▶ _GIVEN INFORMATION_:
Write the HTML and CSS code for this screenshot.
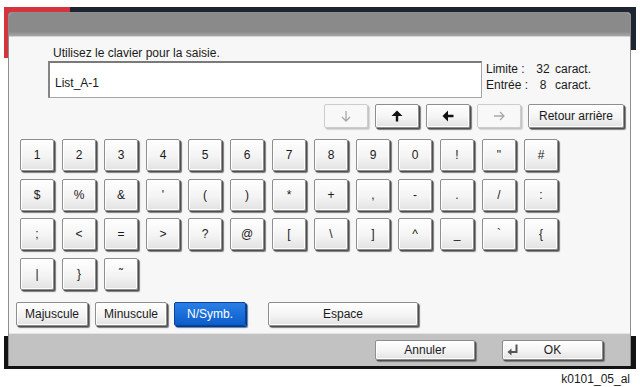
FILE: index.html
```html
<!DOCTYPE html>
<html lang="fr">
<head>
<meta charset="UTF-8">
<title>Clavier</title>
<link rel="stylesheet" href="styles.css">
</head>
<body>

<div class="device">
  <div class="dialog">
    <div class="titlebar"></div>

    <div class="content">
      <p class="prompt">Utilisez le clavier pour la saisie.</p>

      <div class="entry">
        <div class="field">List_A-1</div>
        <div class="counts">
          <div><span class="lbl">Limite :</span><span class="num">32</span>caract.</div>
          <div><span class="lbl">Entrée :</span><span class="num">8</span>caract.</div>
        </div>
      </div>

      <div class="cursor-row">
        <button class="btn arrow off">
          <svg width="12" height="12" viewBox="0 0 12 12"><path d="M6 1V11M2 7L6 11L10 7" fill="none" stroke="#a8a8a8" stroke-width="1.3"/></svg>
        </button>
        <button class="btn arrow">
          <svg width="12" height="12" viewBox="0 0 12 12"><path d="M6 0.5L11.5 6H7.2V11.5H4.8V6H0.5Z" fill="#111"/></svg>
        </button>
        <button class="btn arrow">
          <svg width="12" height="12" viewBox="0 0 12 12"><path d="M0.5 6L6 0.5V4.8H11.5V7.2H6V11.5Z" fill="#111"/></svg>
        </button>
        <button class="btn arrow off">
          <svg width="12" height="12" viewBox="0 0 12 12"><path d="M1 6H11M7 2L11 6L7 10" fill="none" stroke="#a8a8a8" stroke-width="1.3"/></svg>
        </button>
        <button class="btn back">Retour arrière</button>
      </div>

      <div class="keys">
        <div class="row">
          <button class="btn key">1</button><button class="btn key">2</button><button class="btn key">3</button>
          <button class="btn key">4</button><button class="btn key">5</button><button class="btn key">6</button>
          <button class="btn key">7</button><button class="btn key">8</button><button class="btn key">9</button>
          <button class="btn key">0</button><button class="btn key">!</button><button class="btn key">"</button>
          <button class="btn key">#</button>
        </div>
        <div class="row">
          <button class="btn key">$</button><button class="btn key">%</button><button class="btn key">&amp;</button>
          <button class="btn key">'</button><button class="btn key">(</button><button class="btn key">)</button>
          <button class="btn key">*</button><button class="btn key">+</button><button class="btn key">,</button>
          <button class="btn key">-</button><button class="btn key">.</button><button class="btn key">/</button>
          <button class="btn key">:</button>
        </div>
        <div class="row">
          <button class="btn key">;</button><button class="btn key">&lt;</button><button class="btn key">=</button>
          <button class="btn key">&gt;</button><button class="btn key">?</button><button class="btn key">@</button>
          <button class="btn key">[</button><button class="btn key">\</button><button class="btn key">]</button>
          <button class="btn key">^</button><button class="btn key">_</button><button class="btn key">`</button>
          <button class="btn key">{</button>
        </div>
        <div class="row">
          <button class="btn key">|</button><button class="btn key">}</button><button class="btn key">˜</button>
        </div>
      </div>

      <div class="modes">
        <button class="btn mode">Majuscule</button>
        <button class="btn mode">Minuscule</button>
        <button class="btn mode active">N/Symb.</button>
        <button class="btn mode space">Espace</button>
      </div>
    </div>

    <div class="footer">
      <button class="btn foot">Annuler</button>
      <button class="btn foot ok">
        <svg width="12" height="12" viewBox="0 0 12 12"><path d="M9.5 0.5V8H3" fill="none" stroke="#555" stroke-width="2"/><path d="M0.5 8L4.5 4.5V11.5Z" fill="#555"/></svg>
        <span>OK</span>
      </button>
    </div>
  </div>
</div>

<div class="caption">k0101_05_al</div>

</body>
</html>
```

FILE: styles.css
```css
* { box-sizing: border-box; }
body { margin: 0; background: #fff; color: #1a1a1a; font-family: "Liberation Sans", Arial, sans-serif; font-size: 12px; }

/* device frame behind the dialog */
.device {
  width: 632px;
  height: 362px;
  margin: 7px 0 0 4px;
  padding: 5px 5px 3px 4px;
  background:
    linear-gradient(#d4343e, #d4343e) left top / 66px 51px no-repeat,
    linear-gradient(#1e2531, #1e2531) left top / 100% 43px no-repeat,
    linear-gradient(#121212, #121212) left bottom / 100% 33px no-repeat,
    #fff;
}
.dialog {
  height: 100%;
  display: flex;
  flex-direction: column;
  background: #f7f7f7;
  border: 1px solid #8f8f8f;
  border-bottom: 0;
  border-radius: 4px 4px 0 0;
  overflow: hidden;
}
.titlebar { height: 24px; background: linear-gradient(#8a8a8a, #8a8a8a 80%, #a6a6a6); border-bottom: 1px solid #d4d4d4; }

.content { flex: 1; padding: 9px 0 0 7px; }
.prompt { margin: 0 0 1px 37px; line-height: 14px; }

.entry { display: flex; margin-left: 32px; }
.field {
  width: 434px;
  height: 37px;
  padding: 13px 0 0 5px;
  line-height: 14px;
  background: #fff;
  border: 1px solid #a5a5a5;
  border-top: 2px solid #7a7a7a;
  border-left: 2px solid #858585;
}
.counts { margin-left: 4px; line-height: 16px; }
.lbl { display: inline-block; width: 49px; }
.num { display: inline-block; width: 16px; margin-right: 4px; text-align: center; }

/* buttons */
.btn {
  display: flex;
  align-items: center;
  justify-content: center;
  padding: 0;
  font: inherit;
  color: #1a1a1a;
  background: linear-gradient(#ffffff, #f4f4f4 55%, #e2e2e2);
  border: 1px solid #8e8e8e;
  border-radius: 2px;
  box-shadow: inset 0 0 0 1px #fff, 1px 1px 0 #4e4e4e, 2px 2px 1px #7a7a7a;
}
.cursor-row { display: flex; justify-content: flex-end; gap: 7px; margin: 6px 6px 0 0; }
.arrow { width: 44px; height: 24px; }
.arrow.off { border-color: #cdcdcd; background: #f8f8f8; box-shadow: 1px 1px 0 #c4c4c4, 2px 2px 1px #d6d6d6; }
.back { width: 96px; height: 24px; }

.keys { display: flex; flex-direction: column; gap: 7.5px; margin: 11px 0 0 4px; }
.row { display: flex; gap: 8px; }
.key { width: 34px; height: 32px; }

.modes { display: flex; gap: 7px; margin-top: 12px; }
.mode { width: 72px; height: 24px; }
.mode.active { color: #fff; background: linear-gradient(#2a7fe6, #0c5dcb); border-color: #0a4396; box-shadow: 1px 1px 0 #083a80, 2px 2px 1px #5a7fb0; }
.mode.space { width: 150px; margin-left: 15px; }

.footer {
  height: 33px;
  display: flex;
  justify-content: flex-end;
  gap: 27px;
  padding: 6px 27px 0 0;
  background: #c2c2c2;
  border-top: 1px solid #e4e4e4;
}
.foot { width: 100px; height: 20px; }
.ok { width: 101px; justify-content: flex-start; padding-left: 4px; }
.ok span { flex: 1; text-align: center; padding-right: 16px; }

.caption { margin-top: 3px; padding-right: 10px; text-align: right; line-height: 14px; }
```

▶ _GIVEN PROBLEM_:
Transcribe the full listing above exactly as it stands, minus the pictures.

▶ _EXERCISE RESPONSE_:
Write the HTML and CSS code for this screenshot.
FILE: index.html
```html
<!DOCTYPE html>
<html lang="fr">
<head>
<meta charset="UTF-8">
<title>Clavier</title>
<link rel="stylesheet" href="styles.css">
</head>
<body>

<div class="device">
  <div class="dialog">
    <div class="titlebar"></div>

    <div class="content">
      <p class="prompt">Utilisez le clavier pour la saisie.</p>

      <div class="entry">
        <div class="field">List_A-1</div>
        <div class="counts">
          <div><span class="lbl">Limite :</span><span class="num">32</span>caract.</div>
          <div><span class="lbl">Entrée :</span><span class="num">8</span>caract.</div>
        </div>
      </div>

      <div class="cursor-row">
        <button class="btn arrow off">
          <svg width="12" height="12" viewBox="0 0 12 12"><path d="M6 1V11M2 7L6 11L10 7" fill="none" stroke="#a8a8a8" stroke-width="1.3"/></svg>
        </button>
        <button class="btn arrow">
          <svg width="12" height="12" viewBox="0 0 12 12"><path d="M6 0.5L11.5 6H7.2V11.5H4.8V6H0.5Z" fill="#111"/></svg>
        </button>
        <button class="btn arrow">
          <svg width="12" height="12" viewBox="0 0 12 12"><path d="M0.5 6L6 0.5V4.8H11.5V7.2H6V11.5Z" fill="#111"/></svg>
        </button>
        <button class="btn arrow off">
          <svg width="12" height="12" viewBox="0 0 12 12"><path d="M1 6H11M7 2L11 6L7 10" fill="none" stroke="#a8a8a8" stroke-width="1.3"/></svg>
        </button>
        <button class="btn back">Retour arrière</button>
      </div>

      <div class="keys">
        <div class="row">
          <button class="btn key">1</button><button class="btn key">2</button><button class="btn key">3</button>
          <button class="btn key">4</button><button class="btn key">5</button><button class="btn key">6</button>
          <button class="btn key">7</button><button class="btn key">8</button><button class="btn key">9</button>
          <button class="btn key">0</button><button class="btn key">!</button><button class="btn key">"</button>
          <button class="btn key">#</button>
        </div>
        <div class="row">
          <button class="btn key">$</button><button class="btn key">%</button><button class="btn key">&amp;</button>
          <button class="btn key">'</button><button class="btn key">(</button><button class="btn key">)</button>
          <button class="btn key">*</button><button class="btn key">+</button><button class="btn key">,</button>
          <button class="btn key">-</button><button class="btn key">.</button><button class="btn key">/</button>
          <button class="btn key">:</button>
        </div>
        <div class="row">
          <button class="btn key">;</button><button class="btn key">&lt;</button><button class="btn key">=</button>
          <button class="btn key">&gt;</button><button class="btn key">?</button><button class="btn key">@</button>
          <button class="btn key">[</button><button class="btn key">\</button><button class="btn key">]</button>
          <button class="btn key">^</button><button class="btn key">_</button><button class="btn key">`</button>
          <button class="btn key">{</button>
        </div>
        <div class="row">
          <button class="btn key">|</button><button class="btn key">}</button><button class="btn key">˜</button>
        </div>
      </div>

      <div class="modes">
        <button class="btn mode">Majuscule</button>
        <button class="btn mode">Minuscule</button>
        <button class="btn mode active">N/Symb.</button>
        <button class="btn mode space">Espace</button>
      </div>
    </div>

    <div class="footer">
      <button class="btn foot">Annuler</button>
      <button class="btn foot ok">
        <svg width="12" height="12" viewBox="0 0 12 12"><path d="M9.5 0.5V8H3" fill="none" stroke="#555" stroke-width="2"/><path d="M0.5 8L4.5 4.5V11.5Z" fill="#555"/></svg>
        <span>OK</span>
      </button>
    </div>
  </div>
</div>

<div class="caption">k0101_05_al</div>

</body>
</html>
```

FILE: styles.css
```css
* { box-sizing: border-box; }
body { margin: 0; background: #fff; color: #1a1a1a; font-family: "Liberation Sans", Arial, sans-serif; font-size: 12px; }

/* device frame behind the dialog */
.device {
  width: 632px;
  height: 362px;
  margin: 7px 0 0 4px;
  padding: 5px 5px 3px 4px;
  background:
    linear-gradient(#d4343e, #d4343e) left top / 66px 51px no-repeat,
    linear-gradient(#1e2531, #1e2531) left top / 100% 43px no-repeat,
    linear-gradient(#121212, #121212) left bottom / 100% 33px no-repeat,
    #fff;
}
.dialog {
  height: 100%;
  display: flex;
  flex-direction: column;
  background: #f7f7f7;
  border: 1px solid #8f8f8f;
  border-bottom: 0;
  border-radius: 4px 4px 0 0;
  overflow: hidden;
}
.titlebar { height: 24px; background: linear-gradient(#8a8a8a, #8a8a8a 80%, #a6a6a6); border-bottom: 1px solid #d4d4d4; }

.content { flex: 1; padding: 9px 0 0 7px; }
.prompt { margin: 0 0 1px 37px; line-height: 14px; }

.entry { display: flex; margin-left: 32px; }
.field {
  width: 434px;
  height: 37px;
  padding: 13px 0 0 5px;
  line-height: 14px;
  background: #fff;
  border: 1px solid #a5a5a5;
  border-top: 2px solid #7a7a7a;
  border-left: 2px solid #858585;
}
.counts { margin-left: 4px; line-height: 16px; }
.lbl { display: inline-block; width: 49px; }
.num { display: inline-block; width: 16px; margin-right: 4px; text-align: center; }

/* buttons */
.btn {
  display: flex;
  align-items: center;
  justify-content: center;
  padding: 0;
  font: inherit;
  color: #1a1a1a;
  background: linear-gradient(#ffffff, #f4f4f4 55%, #e2e2e2);
  border: 1px solid #8e8e8e;
  border-radius: 2px;
  box-shadow: inset 0 0 0 1px #fff, 1px 1px 0 #4e4e4e, 2px 2px 1px #7a7a7a;
}
.cursor-row { display: flex; justify-content: flex-end; gap: 7px; margin: 6px 6px 0 0; }
.arrow { width: 44px; height: 24px; }
.arrow.off { border-color: #cdcdcd; background: #f8f8f8; box-shadow: 1px 1px 0 #c4c4c4, 2px 2px 1px #d6d6d6; }
.back { width: 96px; height: 24px; }

.keys { display: flex; flex-direction: column; gap: 7.5px; margin: 11px 0 0 4px; }
.row { display: flex; gap: 8px; }
.key { width: 34px; height: 32px; }

.modes { display: flex; gap: 7px; margin-top: 12px; }
.mode { width: 72px; height: 24px; }
.mode.active { color: #fff; background: linear-gradient(#2a7fe6, #0c5dcb); border-color: #0a4396; box-shadow: 1px 1px 0 #083a80, 2px 2px 1px #5a7fb0; }
.mode.space { width: 150px; margin-left: 15px; }

.footer {
  height: 33px;
  display: flex;
  justify-content: flex-end;
  gap: 27px;
  padding: 6px 27px 0 0;
  background: #c2c2c2;
  border-top: 1px solid #e4e4e4;
}
.foot { width: 100px; height: 20px; }
.ok { width: 101px; justify-content: flex-start; padding-left: 4px; }
.ok span { flex: 1; text-align: center; padding-right: 16px; }

.caption { margin-top: 3px; padding-right: 10px; text-align: right; line-height: 14px; }
```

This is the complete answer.